Help That Really Helps

The clothes on your back did not wear out and your feet did not swell these forty years. -- Deuteronomy 8:4

Now, that was something: forty years in the wilderness in the same shirt, with your pedicure intact. Of course, that was far from being the only thing that made the experience of the Exodus refugees different from that of the refugees we know. Mysterious food appeared on the ground when they were hungry. Water sprang from a rock when they were thirsty. And they never got lost, either: a pillar of cloud led them by day, while a pillar of fire took over at night.

The refugees we know don't have these things. Maybe they do escape with the clothes on their backs and nothing else. But those clothes aren't miracle clothes: nothing keeps them from turning into rags.
And the desert is a big place: very big and very, very dry. Water doesn't spring out of rocks there. It doesn't spring out of anything. They keep walking toward a place in which they think there might be some. They keep walking until they find it. Or until it doesn't matter any more.

Because we know something of hunger and thirst, we think we know what to do about the hunger and thirst of the people who have lost everything: Let's give them food and water. And at first, that's exactly what you do: save their lives, if it lies within your power.

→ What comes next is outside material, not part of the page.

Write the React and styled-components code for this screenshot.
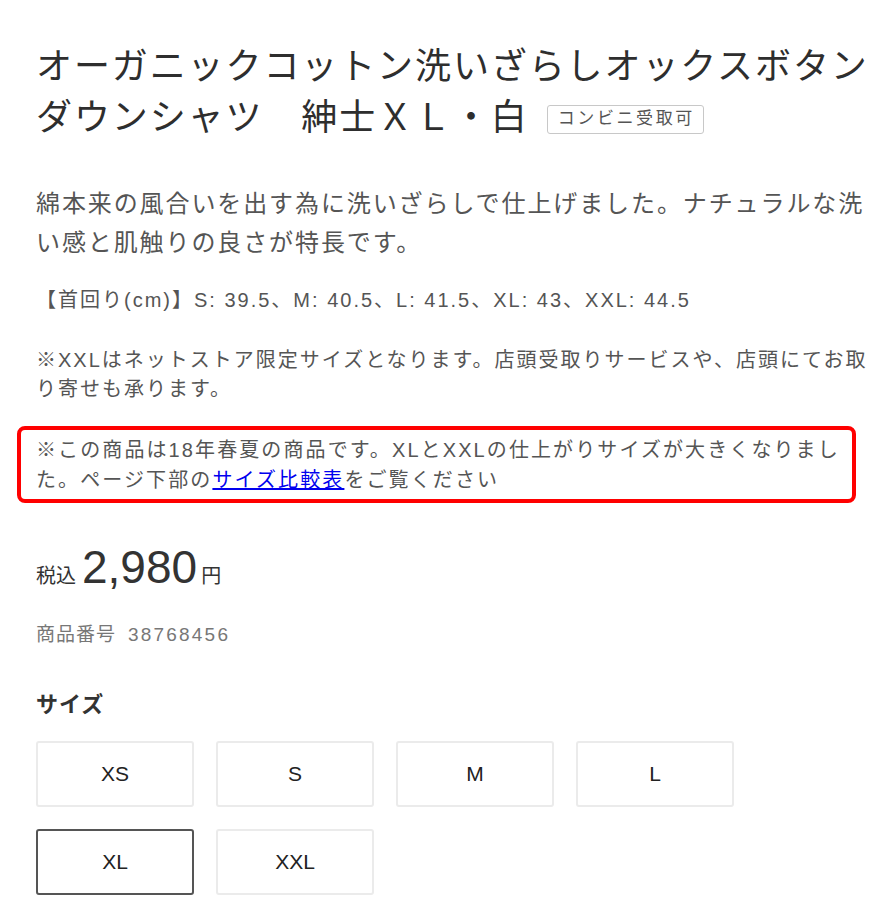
import styled, { createGlobalStyle } from "styled-components";

const GlobalStyle = createGlobalStyle`
  html, body {
    margin: 0;
    padding: 0;
    background: #fff;
  }
  body {
    font-family: "Liberation Sans", "Noto Sans CJK JP", sans-serif;
    color: #333;
  }
`;

const sizes = ["XS", "S", "M", "L", "XL", "XXL"];

const App = () => {
  return (
    <>
      <GlobalStyle />
      <Page>
        <Title>
          オーガニックコットン洗いざらしオックスボタンダウンシャツ　紳士ＸＬ・白
          <Badge>コンビニ受取可</Badge>
        </Title>

        <Lead>
          綿本来の風合いを出す為に洗いざらしで仕上げました。ナチュラルな洗い感と肌触りの良さが特長です。
        </Lead>

        <Note>【首回り(cm)】S: 39.5、M: 40.5、L: 41.5、XL: 43、XXL: 44.5</Note>

        <Note $gap={31}>
          ※XXLはネットストア限定サイズとなります。店頭受取りサービスや、店頭にてお取り寄せも承ります。
        </Note>

        <Notice>
          ※この商品は18年春夏の商品です。XLとXXLの仕上がりサイズが大きくなりました。ページ下部の
          <CompareLink href="#size">サイズ比較表</CompareLink>
          をご覧ください
        </Notice>

        <PriceRow>
          <Small>税込</Small>
          <Price>2,980</Price>
          <Small>円</Small>
        </PriceRow>

        <ItemNo>
          商品番号<Num>38768456</Num>
        </ItemNo>

        <SizeLabel>サイズ</SizeLabel>
        <SizeGrid>
          {sizes.map((s) => (
            <SizeButton key={s} $active={s === "XL"}>
              {s}
            </SizeButton>
          ))}
        </SizeGrid>
      </Page>
    </>
  );
};

const Page = styled.div`
  width: 890px;
  box-sizing: border-box;
  padding: 41px 20px 40px 36px;
`;

const Title = styled.h1`
  margin: 0;
  font-size: 36px;
  font-weight: 400;
  letter-spacing: 1.9px;
  line-height: 51px;
  color: #2e2e2e;
`;

const Badge = styled.span`
  display: inline-block;
  margin-left: 18px;
  padding: 0 8px 0 10px;
  height: 29px;
  box-sizing: border-box;
  border: 1.5px solid #c8c8c8;
  border-radius: 3px;
  font-size: 17px;
  letter-spacing: 2.6px;
  line-height: 26px;
  color: #555;
  vertical-align: 6px;
`;

const Lead = styled.p`
  margin: 41px 0 0;
  font-size: 24px;
  letter-spacing: 1.9px;
  line-height: 39px;
  color: #555;
`;

const Note = styled.p`
  margin: ${(p) => p.$gap || 24}px 0 0;
  font-size: 20px;
  letter-spacing: 2px;
  line-height: 29px;
  color: #555;
`;

const Notice = styled.p`
  margin: 22px 0 0 -19px;
  padding: 5px 10px 4px 15px;
  width: 839px;
  box-sizing: border-box;
  border: 4px solid #ff0000;
  border-radius: 8px;
  font-size: 20px;
  letter-spacing: 2.1px;
  line-height: 30px;
  color: #555;
`;

const CompareLink = styled.a`
  color: #0000ee;
  text-decoration: underline;
`;

const PriceRow = styled.div`
  margin-top: 41px;
  display: flex;
  align-items: baseline;
  height: 46px;
  line-height: 46px;
  color: #333;
`;

const Small = styled.span`
  font-size: 20px;
`;

const Price = styled.span`
  font-size: 46px;
  margin: 0 4px 0 6px;
`;

const ItemNo = styled.div`
  margin-top: 31px;
  font-size: 19px;
  letter-spacing: 1px;
  line-height: 27px;
  color: #777;
`;

const Num = styled.span`
  margin-left: 12px;
  letter-spacing: 2.2px;
`;

const SizeLabel = styled.h2`
  margin: 42px 0 0;
  font-size: 22px;
  font-weight: 700;
  letter-spacing: 1px;
  line-height: 30px;
  color: #333;
`;

const SizeGrid = styled.div`
  margin-top: 21px;
  display: grid;
  grid-template-columns: repeat(4, 158px);
  gap: 22px;
`;

const SizeButton = styled.button`
  height: 66px;
  background: #fff;
  border: 2px solid ${(p) => (p.$active ? "#555" : "#ebebeb")};
  border-radius: 3px;
  font-family: "Liberation Sans", "Noto Sans CJK JP", sans-serif;
  font-size: 21px;
  color: #222;
  cursor: pointer;
`;

export default App;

As soon as possible, though, it is imperative that those who have lost everything regain the autonomy they had before. They must believe that they have a role in their own survival beyond that of an aid recipient, or no amount of direct aid will help them. No matter how many blankets, cans of food, no matter how many tons of castoff clothing we send, if they cannot regain trust in their own capacity for production, they won't make it. A permanent vulnerability will settle upon them like a discouraged cloud. And the things we sent them will rot in the heat of the desert day.

This is why our natural impulse to have a food drive, a clothing drive, to collect things and send them to the poor must be rethought as time passes. The direct provision of goods can only be only helpful in the first phase of disaster aftermath, and is often problematic even then. It is possibility we must send the refugee, the flood victim, the widow and the orphan -- possibility we send best when we coordinate our effort with what already exists on the ground, with the efforts of those who can help those in need see a way forward that directly empowers their own efforts. As soon as possible, they must reconnect with what it is to secure the things necessary for life themselves.

Real clothes wear out. Real people's feet swell when they walk too far without water to drink or a place to rest. Real human help does not fall from the sky or rise from the ground. It is the fruit of human cooperation and human wit -- ours, theirs. And the divine intelligence that combines the two.